Böylesi bir dönemde konfederasyonlar sırtını sermayeye dayayarak tarihin en kirli, en asalak, en korkak en cüretsiz en satılık sürecini yaşatıyor işçi sınıfına. İçlerinde işçi olmayan sendika bürokrasisinin yapısından bu aşağılık kararlar çıkması hayret edilecek bir durum değil bence. Kemal Türkler 1976'da "Taksim Meydanı 1 Mayıs alandır" dedikten 1 yıl sonra 77 1 Mayıs'ında 34 işçi Taksim Meydanı'nda katledilmiştir yer sınıfımız adına tescillenmiş bu kızıl meydandır.
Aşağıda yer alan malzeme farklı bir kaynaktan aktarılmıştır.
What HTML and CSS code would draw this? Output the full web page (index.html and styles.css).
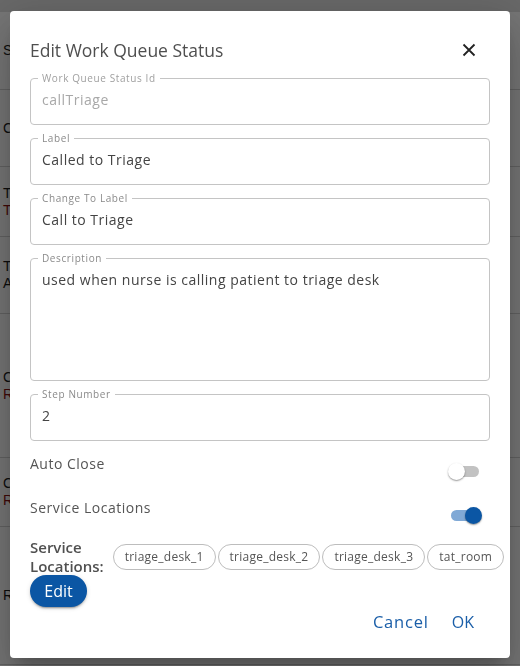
FILE: index.html
```html
<!DOCTYPE html>
<html>
<head>
<meta charset="utf-8">
<link rel="stylesheet" href="styles.css">
</head>
<body>
<div class="page">
  <div class="page-header"></div>
  <div class="row r1"><span>S</span></div>
  <div class="row r2"><span>C</span></div>
  <div class="row r3"><span>T</span><span class="red">T</span></div>
  <div class="row r4"><span>T</span><span>A</span></div>
  <div class="row r5"><span>C</span><span class="red">R</span></div>
  <div class="row r6"><span>C</span><span class="red">R</span></div>
  <div class="row r7"><span>R</span></div>
</div>
<div class="backdrop"></div>
<div class="dialog">
  <div class="dialog-title">
    <h2>Edit Work Queue Status</h2>
    <svg class="close" width="14" height="14" viewBox="0 0 14 14"><path d="M1.5 1.5L12.5 12.5M12.5 1.5L1.5 12.5" stroke="#222" stroke-width="1.8" fill="none"/></svg>
  </div>
  <div class="dialog-body">
    <fieldset class="field disabled">
      <legend>Work Queue Status Id</legend>
      <div class="value">callTriage</div>
    </fieldset>
    <fieldset class="field">
      <legend>Label</legend>
      <div class="value">Called to Triage</div>
    </fieldset>
    <fieldset class="field">
      <legend>Change To Label</legend>
      <div class="value">Call to Triage</div>
    </fieldset>
    <fieldset class="field">
      <legend>Description</legend>
      <div class="value multiline">used when nurse is calling patient to triage desk</div>
    </fieldset>
    <fieldset class="field">
      <legend>Step Number</legend>
      <div class="value">2</div>
    </fieldset>
    <div class="toggle-row first">
      <span class="toggle-label">Auto Close</span>
      <div class="switch"><div class="track"><div class="thumb"></div></div></div>
    </div>
    <div class="toggle-row">
      <span class="toggle-label">Service Locations</span>
      <div class="switch on"><div class="track"><div class="thumb"></div></div></div>
    </div>
    <div class="locations">
      <div class="loc-label">Service<br>Locations:</div>
      <div class="chips">
        <span class="chip">triage_desk_1</span>
        <span class="chip">triage_desk_2</span>
        <span class="chip">triage_desk_3</span>
        <span class="chip">tat_room</span>
      </div>
    </div>
    <button class="edit-btn">Edit</button>
  </div>
  <div class="actions">
    <button class="text-btn cancel">Cancel</button>
    <button class="text-btn">OK</button>
  </div>
</div>
</body>
</html>
```
FILE: styles.css
```css
html, body {
  margin: 0;
  padding: 0;
  width: 520px;
  height: 666px;
  overflow: hidden;
  background: #ffffff;
}
.page {
  font-family: "Liberation Sans", Arial, sans-serif;
  font-size: 14px;
  color: #1a1a1a;
}
.page-header {
  height: 12px;
  background: #e2e2e2;
}
.row {
  display: flex;
  flex-direction: column;
  justify-content: center;
  padding-left: 3px;
  border-bottom: 1px solid #d4d4d4;
  line-height: 17px;
  white-space: nowrap;
}
.row .red { color: #8a1010; }
.r1 { height: 77px; }
.r2 { height: 76px; }
.r3 { height: 69px; }
.r4 { height: 76px; }
.r5 { height: 143px; }
.r6 { height: 68px; }
.r7 { height: 137px; }

.backdrop {
  position: fixed;
  inset: 0;
  background: rgba(0, 0, 0, 0.54);
}
.dialog {
  position: fixed;
  left: 10px;
  top: 11px;
  width: 500px;
  height: 647px;
  background: #fff;
  border-radius: 4px;
  box-shadow: 0 11px 15px -7px rgba(0,0,0,0.2), 0 24px 38px 3px rgba(0,0,0,0.14), 0 9px 46px 8px rgba(0,0,0,0.12);
  font-family: "Open Sans", "Noto Sans", sans-serif;
  color: #555;
  box-sizing: border-box;
  display: flex;
  flex-direction: column;
}
.dialog-title {
  display: flex;
  align-items: center;
  justify-content: space-between;
  padding: 27px 34px 0 20px;
}
.dialog-title h2 {
  margin: 0;
  font-size: 17.5px;
  line-height: 24px;
  font-weight: 500;
  color: #4f4f4f;
}
.close { display: block; }
.dialog-body {
  padding: 10px 20px 0 20px;
  display: flex;
  flex-direction: column;
}
.field {
  margin: 0 0 7px 0;
  padding: 0 11px;
  border: 1px solid #c4c4c4;
  border-radius: 4px;
  min-width: 0;
}
.field legend {
  font-size: 10px;
  line-height: 12px;
  padding: 0 4px;
  margin-left: -4px;
  color: #8a8a8a;
  letter-spacing: 0.6px;
}
.field.disabled legend { color: #a0a0a0; }
.value {
  font-size: 14px;
  line-height: 24px;
  padding: 4px 0 12px 0;
  color: #444;
  letter-spacing: 0.5px;
}
.field.disabled .value { color: #a8a8a8; }
.value.multiline { padding-bottom: 88px; }
.field:last-of-type { margin-bottom: 0; }

.toggle-row {
  display: flex;
  justify-content: space-between;
  align-items: flex-start;
  margin-top: 16px;
  padding-right: 8px;
}
.toggle-row.first { margin-top: 11px; }
.toggle-label {
  font-size: 14px;
  line-height: 24px;
  color: #555;
  letter-spacing: 0.5px;
}
.switch {
  margin-top: 11px;
  width: 34px;
  height: 17px;
  display: flex;
  align-items: center;
}
.track {
  width: 28px;
  height: 11px;
  margin: 0 3px;
  border-radius: 6px;
  background: #c2c2c2;
  display: flex;
  align-items: center;
}
.thumb {
  flex-shrink: 0;
  width: 17px;
  height: 17px;
  border-radius: 50%;
  background: #fff;
  margin-left: -3px;
  box-shadow: 0 1px 2px rgba(0,0,0,0.3), 0 1px 1px rgba(0,0,0,0.14);
}
.switch.on .track {
  background: #80a9d6;
  justify-content: flex-end;
}
.switch.on .thumb {
  background: #0b56a4;
  margin-left: 0;
  margin-right: -3px;
}
.locations {
  display: flex;
  align-items: center;
  margin-top: 14px;
  width: 480px;
}
.loc-label {
  font-size: 15px;
  line-height: 19px;
  font-weight: 600;
  color: #505050;
  margin-right: 9px;
}
.chips {
  display: flex;
  gap: 2px;
  white-space: nowrap;
}
.chip {
  display: inline-block;
  height: 24px;
  line-height: 24px;
  padding: 0 11px;
  border: 1px solid #bdbdbd;
  border-radius: 13px;
  font-size: 12px;
  color: #555;
  letter-spacing: 0.25px;
}
.edit-btn {
  align-self: flex-start;
  margin-top: -1px;
  height: 32px;
  width: 57px;
  border: none;
  border-radius: 16px;
  background: #0b56a4;
  color: #fff;
  font-family: "Open Sans", "Noto Sans", sans-serif;
  font-size: 16px;
  font-weight: 500;
  padding: 0;
  box-shadow: 0 3px 1px -2px rgba(0,0,0,0.2), 0 2px 2px rgba(0,0,0,0.14), 0 1px 5px rgba(0,0,0,0.12);
}
.actions {
  display: flex;
  justify-content: flex-end;
  gap: 7px;
  padding: 3px 28px 0 0;
}
.text-btn {
  background: none;
  border: none;
  padding: 0 8px;
  line-height: 24px;
  font-family: "Open Sans", "Noto Sans", sans-serif;
  font-size: 16px;
  color: #1a5ea8;
}
.text-btn.cancel {
  font-size: 16.5px;
  letter-spacing: 0.8px;
}
```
Devrimci olduğunu söyleyen bu günün DİSK'i aynı zamanda geçmişine de, başkanına da ihanet ediyor. Sınıf mücadelesi gibi bir dertleri yok. İşçilerin yaşadıkları süreçleri hepimiz gördük. Şu andaki koltuklarını kaybetmemek dedindeler. Dahası önce de örneklerini gördüğümüz gibi dertleri kendilerini burjuvazinin ahırına milletvekili olarak yamamaktır.
Siz bu yıl 1 Mayıs'ta Taksim'deyim diyorsunuz Neden?
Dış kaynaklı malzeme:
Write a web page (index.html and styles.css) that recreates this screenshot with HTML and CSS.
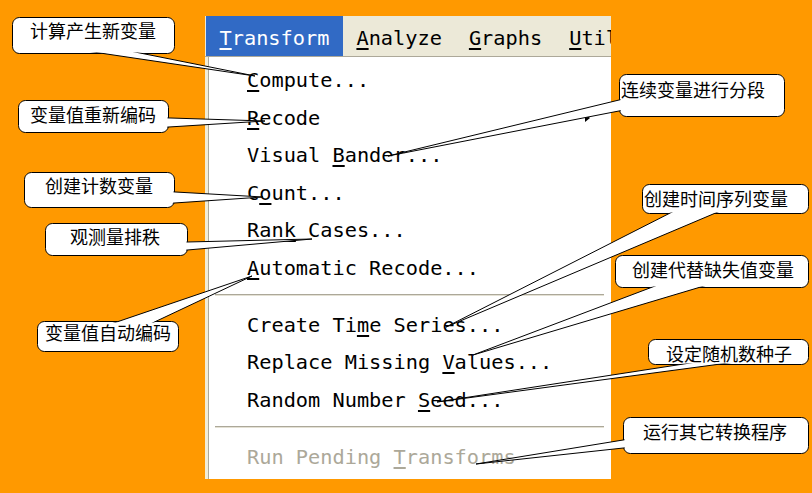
FILE: index.html
```html
<!DOCTYPE html>
<html lang="zh-CN">
<head>
<meta charset="utf-8">
<title>Transform 菜单说明</title>
<link rel="stylesheet" href="styles.css">
</head>
<body>
<div class="window">
  <div class="menubar">
    <span class="menu active"><u>T</u>ransform</span>
    <span class="menu"><u>A</u>nalyze</span>
    <span class="menu"><u>G</u>raphs</span>
    <span class="menu"><u>U</u>til</span>
  </div>
  <div class="dropdown">
    <div class="item"><span class="txt"><u>C</u>ompute...</span></div>
    <div class="item"><span class="txt"><u>R</u>ecode</span><span class="submenu"></span></div>
    <div class="item"><span class="txt">Visual <u>B</u>ander...</span></div>
    <div class="item"><span class="txt">C<u>o</u>unt...</span></div>
    <div class="item"><span class="txt">Ran<u>k</u> Cases...</span></div>
    <div class="item"><span class="txt"><u>A</u>utomatic Recode...</span></div>
    <div class="sep"></div>
    <div class="item"><span class="txt">Create Ti<u>m</u>e Series...</span></div>
    <div class="item"><span class="txt">Replace Missing <u>V</u>alues...</span></div>
    <div class="item"><span class="txt">Random Number <u>S</u>eed...</span></div>
    <div class="sep"></div>
    <div class="item disabled"><span class="txt">Run Pending <u>T</u>ransforms</span></div>
  </div>
</div>

<svg class="tails" viewBox="0 0 812 493" width="812" height="493">
  <g>
    <rect class="box" x="12.5" y="17.5" width="162" height="36" rx="7"/>
    <polygon class="tail" points="255,76 73,49 120,49"/>
    <rect class="inner" x="13.5" y="18.5" width="160" height="34" rx="6"/>
  </g>
  <g>
    <rect class="box" x="18.5" y="100.5" width="150" height="32" rx="7"/>
    <polygon class="tail" points="265,121 164,117.8 164,127.3"/>
    <rect class="inner" x="19.5" y="101.5" width="148" height="30" rx="6"/>
  </g>
  <g>
    <rect class="box" x="24.5" y="172.5" width="150" height="35" rx="7"/>
    <polygon class="tail" points="263,197 170,191.7 170,203.3"/>
    <rect class="inner" x="25.5" y="173.5" width="148" height="33" rx="6"/>
  </g>
  <g>
    <rect class="box" x="45.5" y="223.5" width="142" height="32" rx="7"/>
    <polygon class="tail" points="312,239 183,242.1 183,250.4"/>
    <rect class="inner" x="46.5" y="224.5" width="140" height="30" rx="6"/>
  </g>
  <g>
    <rect class="box" x="37.5" y="321.5" width="141" height="30" rx="7"/>
    <polygon class="tail" points="252,276 105,326 146,326"/>
    <rect class="inner" x="38.5" y="322.5" width="139" height="28" rx="6"/>
  </g>
  <g>
    <rect class="box" x="619.5" y="74.5" width="165" height="42" rx="7"/>
    <polygon class="tail" points="388,156 624,98.8 624,110"/>
    <rect class="inner" x="620.5" y="75.5" width="163" height="40" rx="6"/>
  </g>
  <g>
    <rect class="box" x="642.5" y="184.5" width="166" height="29" rx="7"/>
    <polygon class="tail" points="446,327 678,209 725,209"/>
    <rect class="inner" x="643.5" y="185.5" width="164" height="27" rx="6"/>
  </g>
  <g>
    <rect class="box" x="615.5" y="255.5" width="193" height="32" rx="7"/>
    <polygon class="tail" points="473,355 663,283 714,283"/>
    <rect class="inner" x="616.5" y="256.5" width="191" height="30" rx="6"/>
  </g>
  <g>
    <rect class="box" x="648.5" y="339.5" width="160" height="25" rx="7"/>
    <polygon class="tail" points="437,402 703,361 743,361"/>
    <rect class="inner" x="649.5" y="340.5" width="158" height="23" rx="6"/>
  </g>
  <g>
    <rect class="box" x="623.5" y="417.5" width="185" height="36" rx="7"/>
    <polygon class="tail" points="476,464 628,439.2 628,447.5"/>
    <rect class="inner" x="624.5" y="418.5" width="183" height="34" rx="6"/>
  </g>
</svg>

<div class="label l1">计算产生新变量</div>
<div class="label l2">变量值重新编码</div>
<div class="label l3">创建计数变量</div>
<div class="label l4">观测量排秩</div>
<div class="label l5">变量值自动编码</div>
<div class="label l6">连续变量进行分段</div>
<div class="label l7">创建时间序列变量</div>
<div class="label l8">创建代替缺失值变量</div>
<div class="label l9">设定随机数种子</div>
<div class="label l10">运行其它转换程序</div>
</body>
</html>
```

FILE: styles.css
```css
html, body {
  margin: 0;
}

body {
  position: relative;
  width: 812px;
  height: 493px;
  box-sizing: border-box;
  padding: 16px 0 0 205px;
  overflow: hidden;
  background: #FF9900;
  font-family: "DejaVu Sans Mono", "Liberation Mono", monospace;
  color: #000;
}

.window {
  width: 406px;
  height: 463px;
  overflow: hidden;
  display: flex;
  flex-direction: column;
}

.menubar {
  display: flex;
  flex-shrink: 0;
  height: 40px;
  padding-left: 1px;
  background: #ECE9D8;
  border-bottom: 1px solid #ACA899;
  font-size: 20.3px;
}

.menu {
  flex-shrink: 0;
  padding: 4px 13.5px 0;
  line-height: 36px;
  white-space: nowrap;
}

.menu.active {
  background: #316AC5;
  color: #fff;
}

.dropdown {
  flex: 1;
  background: #fff;
  border-left: 3px solid #F1EDD8;
  box-shadow: inset 1px 0 0 #ACA899;
  padding: 5px 0 2px;
  font-size: 20.3px;
}

.item {
  display: flex;
  align-items: center;
  height: 37.5px;
  line-height: 37.5px;
  padding-left: 39px;
}

.txt {
  white-space: pre;
}

u {
  text-decoration: underline;
  text-decoration-thickness: 1.5px;
  text-underline-offset: 3px;
}

.disabled {
  color: #ACA899;
}

.submenu {
  margin-left: auto;
  margin-right: 21px;
  width: 0;
  height: 0;
  border-left: 5px solid #000;
  border-top: 4.5px solid transparent;
  border-bottom: 4.5px solid transparent;
}

.sep {
  height: 2px;
  margin: 7px 7px 10.5px;
  background: linear-gradient(#ACA899 50%, #E4E1D4 50%);
}

/* annotation overlay */
.tails {
  position: absolute;
  left: 0;
  top: 0;
  width: 812px;
  height: 493px;
  pointer-events: none;
}

.box {
  fill: #fff;
  stroke: #000;
  stroke-width: 1;
}

.tail {
  fill: #fff;
  stroke: #000;
  stroke-width: 1;
  stroke-linejoin: miter;
}

.inner {
  fill: #fff;
}

.label {
  position: absolute;
  font-family: "Noto Sans CJK SC", sans-serif;
  font-size: 18px;
  line-height: 18px;
  white-space: nowrap;
  color: #000;
}

.l1 { left: 30px; top: 21px; }
.l2 { left: 30px; top: 105px; }
.l3 { left: 45px; top: 176px; }
.l4 { left: 70px; top: 227px; }
.l5 { left: 45px; top: 323px; }
.l6 { left: 621px; top: 79.5px; }
.l7 { left: 644px; top: 189px; }
.l8 { left: 632px; top: 260px; }
.l9 { left: 666px; top: 343.5px; }
.l10 { left: 643px; top: 421.5px; }
```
Ben bir işçiyim 1 Mayıs benim bayramım.Taksim Meydanı'nda işçi yoldaşlarım katledilmişken herhangi bir yerde kutlamak mümkün olamaz. Bu konu tartışmaya açık olamaz. Tarih bizden sorumluluk bekliyor. İstanbul için 1 Mayıs alanı Taksim Meydanıdır. Ben de Taksim'de olacağım.
1 Mayıs'a ilişkin işçi ve emekçilere bir şey söylemek ister misiniz? Ya da kişisel olarak eklemek anlatmak istediğiniz bir şey var mı?
1 Mayıs ile ilgili işçilere en yüksek sesimle haykırmak isterim ki, "İşçiler 1 Mayıs'ın tarihi kan ile yazılmıştır. Biz yaratan, biz üreten, biz var edenleriz. Bizi onursuzlaştırmaya çalışan bir avuç asalak burjuva sınıfına karşı birleşin. Bu onurlu kavganın politik işçileri getirecektir zaferi militanca, taşıyacaktır sınıfın bayrağına iktidara!"
1 Mayıs'a ilişkin sizi etkileyen unutamadığınız bir olay var mı? Bizimle paylaşır mısınız?
Neredeyse bütün 1 Mayıs'ların benim için etkileyici tarafı olmuştur. Ama yanlış hatırlamıyorsam ya 2007 ya 2008'di. 1 Mayıs Cuma'ya denk gelmişti. Faşizm özel bir planla yine rolünü oynamıştı. Camiden çıkan 40 50 kişilik gerici gençler ellerinde satır uçak odunlarla bize saldırmışlardı. Hacıhüsrev Mahallesine doğru geldiğimizde mahalledeki gerici güruh bize saldırıya geçti. Sabah saat 10 olmasına rağmen camide bekletilen gerici faşistlerin namaz saati olmadığı halde camideydi. Komünist işçi avına çıktıklarını bağırarak söylüyorlardı. Çıkış yolunun mahalle arasında bir köprü başını tutan Hacıhusrevli faşistleri bir cesaretle dağıttığı mı onurlanarak söyleyebilirim. Yaklaşık yarım saat yolunu bilmediğim sokaklardan geçerek canımızı kurtardığımız sevinci ile daha güvenli bir yerde buldum kendimi. Bir kaç işçi birlikte, aynı gün daha erken saatlerde bir işçi akrabamı panzerin altından zor kurtarmıştım. İşçi sınıfı onurlu sınıftır Emeğini ekmek için satar bu sınıfın neferi olmaktan hep gurur duydum ve duymaya devam edeceğim. Zafere kadar daima!!